March is the time to get your hands into the earth of your allotment or garden and start digging in your vegetables. Order online from Suttons, a formidable and renowned grower of seeds. For a visual and literal vegetable feast I’m going for both colour and taste and growing purple sprouting broccoli, vitamin-rich kale, Romanesco pointy cauliflowers, dwarf French beans, mangetouts, fleshy golden Burpees beetroots, Purple Haze carrots and the striped Italian Courcourzelle courgettes with their sweet nutty flavour and flowers that can be used in a multiple of delicious ways. I avoid fat and gold onions, preferring the smaller, red Kamal variety for its sweet, intense flavour. I use a chopped layer of them in the pan under a chicken as they make gratifyingly good gravy. For salads I’m growing Japanese knobbly Zipangu cucumbers, butterhead lettuce or lollo rosso with its crispy, purple leaf. I’ll plant plum or cherry tomatoes and avoid big tasteless ones.

Habanero peppers

habanero peppers © gettyimages

Finally, I’ll be firing up my taste buds with multi-coloured sweet peppers and some fearsome Habanero chillies. If you only have a window box, Suttons sells mushroom kits from just £14.99, great fun for children who can pick their own fast-growing oyster, shiitake or chestnut mushrooms straight from the windowsill.
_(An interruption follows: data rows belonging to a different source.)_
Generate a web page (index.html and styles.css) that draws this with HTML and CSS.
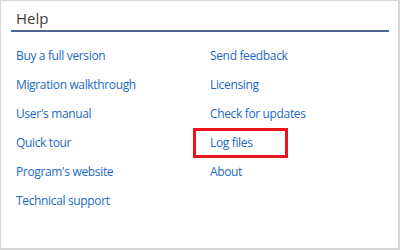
FILE: index.html
```html
<!DOCTYPE html>
<html lang="en">
<head>
<meta charset="utf-8">
<title>Help</title>
<link rel="stylesheet" href="styles.css">
</head>
<body>
<div class="panel">
  <div class="title">Help</div>
  <div class="rule"></div>
  <div class="links">
    <div class="col">
      <a class="link">Buy a full version</a>
      <a class="link">Migration walkthrough</a>
      <a class="link">User's manual</a>
      <a class="link">Quick tour</a>
      <a class="link">Program's website</a>
      <a class="link">Technical support</a>
    </div>
    <div class="col">
      <a class="link">Send feedback</a>
      <a class="link">Licensing</a>
      <a class="link">Check for updates</a>
      <a class="link highlight">Log files</a>
      <a class="link">About</a>
    </div>
  </div>
</div>
</body>
</html>
```
FILE: styles.css
```css
html, body {
  margin: 0;
  padding: 0;
  background: #ffffff;
}
.panel {
  box-sizing: border-box;
  width: 400px;
  height: 250px;
  border-style: solid;
  border-color: #d6d6d6;
  border-width: 1px 2px 2px 1px;
  font-family: "Open Sans", "Noto Sans", sans-serif;
}
.title {
  padding: 7px 0 0 15px;
  font-size: 15px;
  line-height: 20px;
  color: #3c3c3c;
}
.rule {
  height: 2px;
  margin: 2px 9px 0 10px;
  background: #4b6891;
}
.links {
  display: grid;
  grid-template-columns: 194px auto;
  padding: 9px 0 0 15px;
}
.col {
  display: flex;
  flex-direction: column;
}
.link {
  display: block;
  font-size: 12px;
  letter-spacing: -0.35px;
  line-height: 29px;
  color: #1b6ac3;
  text-decoration: none;
}
.highlight {
  position: relative;
}
.highlight::before {
  content: "";
  position: absolute;
  left: -17px;
  top: 0;
  width: 95px;
  height: 30px;
  box-sizing: border-box;
  border: 3px solid #e8141c;
}
```
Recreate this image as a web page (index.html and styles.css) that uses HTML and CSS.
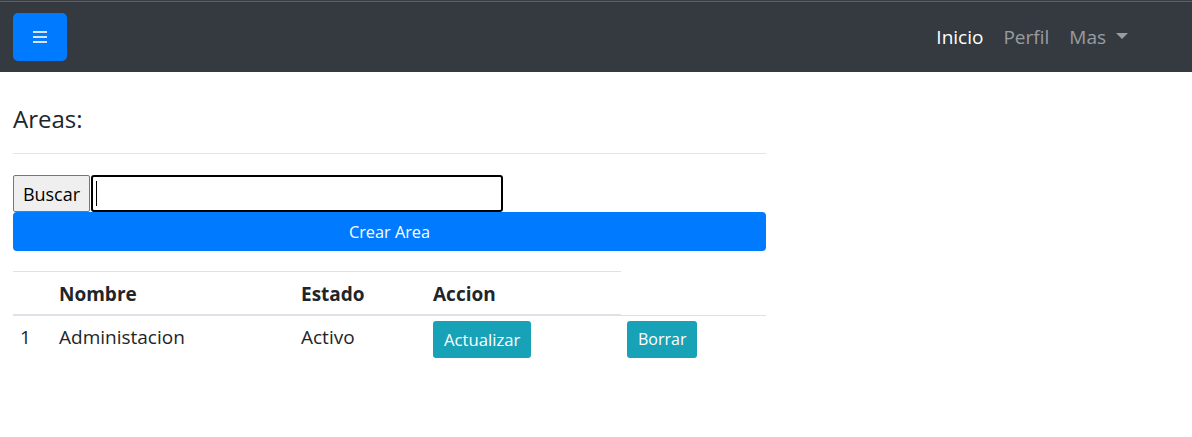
FILE: index.html
```html
<!DOCTYPE html>
<html lang="es">
<head>
<meta charset="utf-8">
<title>Areas</title>
<link rel="stylesheet" href="styles.css">
</head>
<body>
<nav class="navbar">
  <button class="toggler" type="button" aria-label="Menu">
    <svg width="16" height="14" viewBox="0 0 16 14" aria-hidden="true">
      <rect x="1" y="1" width="14" height="2" fill="currentColor"/>
      <rect x="1" y="6" width="14" height="2" fill="currentColor"/>
      <rect x="1" y="11" width="14" height="2" fill="currentColor"/>
    </svg>
  </button>
  <ul class="nav">
    <li><a class="nav-link active" href="#">Inicio</a></li>
    <li><a class="nav-link" href="#">Perfil</a></li>
    <li><a class="nav-link dropdown" href="#">Mas <span class="caret"></span></a></li>
  </ul>
</nav>
<main class="content">
  <h4 class="title">Areas:</h4>
  <hr class="divider">
  <div class="search">
    <button class="btn-search" type="button">Buscar</button>
    <span class="search-field"><input class="search-input" type="text"><span class="text-caret"></span></span>
  </div>
  <button class="btn-create" type="button">Crear Area</button>
  <table class="table">
    <colgroup>
      <col class="c1"><col class="c2"><col class="c3"><col class="c4"><col class="c5">
    </colgroup>
    <thead>
      <tr><th></th><th>Nombre</th><th>Estado</th><th>Accion</th></tr>
    </thead>
    <tbody>
      <tr>
        <td class="num">1</td>
        <td class="txt">Administacion</td>
        <td class="txt">Activo</td>
        <td class="act"><button class="btn-info" type="button">Actualizar</button></td>
        <td class="act last"><button class="btn-info" type="button">Borrar</button></td>
      </tr>
    </tbody>
  </table>
</main>
</body>
</html>
```
FILE: styles.css
```css
* { box-sizing: border-box; }
html, body { margin: 0; padding: 0; }
body {
  font-family: "Open Sans", "Noto Sans", sans-serif;
  color: #212529;
  background: #fff;
}
.navbar {
  height: 72px;
  background: #343a40;
  box-shadow: inset 0 1px 0 #3a3d40, inset 0 2px 0 #5d6063;
  display: flex;
  align-items: center;
  justify-content: space-between;
  padding: 2px 54px 0 13px;
}
.toggler {
  width: 54px;
  height: 48px;
  border: 0;
  border-radius: 5px;
  background: #007bff;
  color: rgba(235, 240, 255, 0.9);
  display: flex;
  align-items: center;
  justify-content: center;
  padding: 0;
}
.toggler svg { display: block; }
.nav {
  list-style: none;
  display: flex;
  margin: 0;
  padding: 0;
}
.nav-link {
  display: flex;
  align-items: center;
  padding: 0 10px;
  font-size: 19px;
  line-height: 26px;
  color: rgba(255, 255, 255, 0.5);
  text-decoration: none;
}
.nav-link.active { color: #fff; }
.caret {
  display: inline-block;
  width: 0;
  height: 0;
  margin-left: 10px;
  border-top: 6px solid rgba(255, 255, 255, 0.5);
  border-left: 6px solid transparent;
  border-right: 6px solid transparent;
  margin-top: -2px;
}
.content {
  width: 779px;
  padding: 0 13px;
}
.title {
  margin: 32px 0 0;
  font-size: 24px;
  line-height: 29px;
  font-weight: 500;
}
.divider {
  margin: 20px 0 0;
  border: 0;
  border-top: 1px solid rgba(0, 0, 0, 0.1);
}
.search {
  display: flex;
  margin-top: 21px;
  height: 37px;
}
.btn-search {
  width: 77px;
  height: 37px;
  background: #efefef;
  border: 1px solid #767676;
  border-radius: 2px;
  font-family: inherit;
  font-size: 18px;
  color: #000;
  padding: 0;
}
.search-field {
  position: relative;
  display: block;
  margin-left: 1px;
}
.search-input {
  display: block;
  width: 412px;
  height: 37px;
  border: 2px solid #000;
  border-radius: 3px;
  outline: none;
  font-family: inherit;
  font-size: 18px;
}
.text-caret {
  position: absolute;
  left: 5px;
  top: 6px;
  width: 1px;
  height: 25px;
  background: #000;
}
.btn-create {
  display: block;
  width: 753px;
  height: 39px;
  border: 0;
  border-radius: 4px;
  background: #007bff;
  color: #fff;
  font-family: inherit;
  font-size: 16.3px;
  padding: 0;
}
.table {
  width: 753px;
  margin-top: 20px;
  border-collapse: collapse;
  table-layout: fixed;
  font-size: 19px;
}
.c1 { width: 34px; }
.c2 { width: 242px; }
.c3 { width: 132px; }
.c4 { width: 200px; }
.c5 { width: 145px; }
.table th {
  text-align: left;
  font-weight: 700;
  padding: 11px 12px 9px;
  line-height: 22px;
  border-top: 1px solid #dee2e6;
  border-bottom: 2px solid #dee2e6;
}
.table td {
  border-top: 1px solid #dee2e6;
  vertical-align: top;
  padding: 9px 12px 0;
  line-height: 24px;
  height: 48px;
}
.table td.num { padding-left: 7px; }
.table td.act { padding-top: 5px; }
.table td.last { padding-left: 6px; }
.btn-info {
  height: 37px;
  padding: 0 11px;
  border: 0;
  border-radius: 3px;
  background: #17a2b8;
  color: #fff;
  font-family: inherit;
  font-size: 16.7px;
}
.btn-info:last-child { }
.last .btn-info { font-size: 16px; }
```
Mushroom Kits, Asparagus Knife & Herb Scissors

For heavenly colours

I love red, pink and white roses and buy from Harkness, a reliable supplier with excellent, service. My three favourites are Darcey Bussell for a proper, deep crimson rose, Fantin-Latour for a cupped shell pink rose that then relaxes into full-petalled splendour and Rosa Boule de Neige, for creamy clusters of silky, camellia-like flowers.

Now for the aroma

sweet peas summer garden

sweet peas

There is nothing more lovely than a warm summer evening, redolent with the scent of jasmine and roses and no English summer is complete without vases tumbling with sweet peas wafting clouds of garden fragrance into the house. Sarah Raven is the undisputed queen of sweet peas and she’ll dispatch them ready to put into the ground from March, so start ordering now. Her sweet peas are strong, highly scented and super-sized, all pre-trialled in her garden. I love her lusciously coloured, long-stemmed New Giants collection that tower over others in a vase, and the Full on Fragrance and Clouds of Scent Collections. For the strongest smelling sweet pea, try the purple and magenta Matucana, which she rates as ten out of ten for unrivalled, intense scent. You can also buy specially formulated sweet pea fertilizer and decorative obelisks or maypoles in wood or metal.

As we ease out of our winter of discontent, it’s delightful to be planting a garden that will soon burst into scented glory, yielding up a colourful, mouth-watering variety of vegetables and flowers.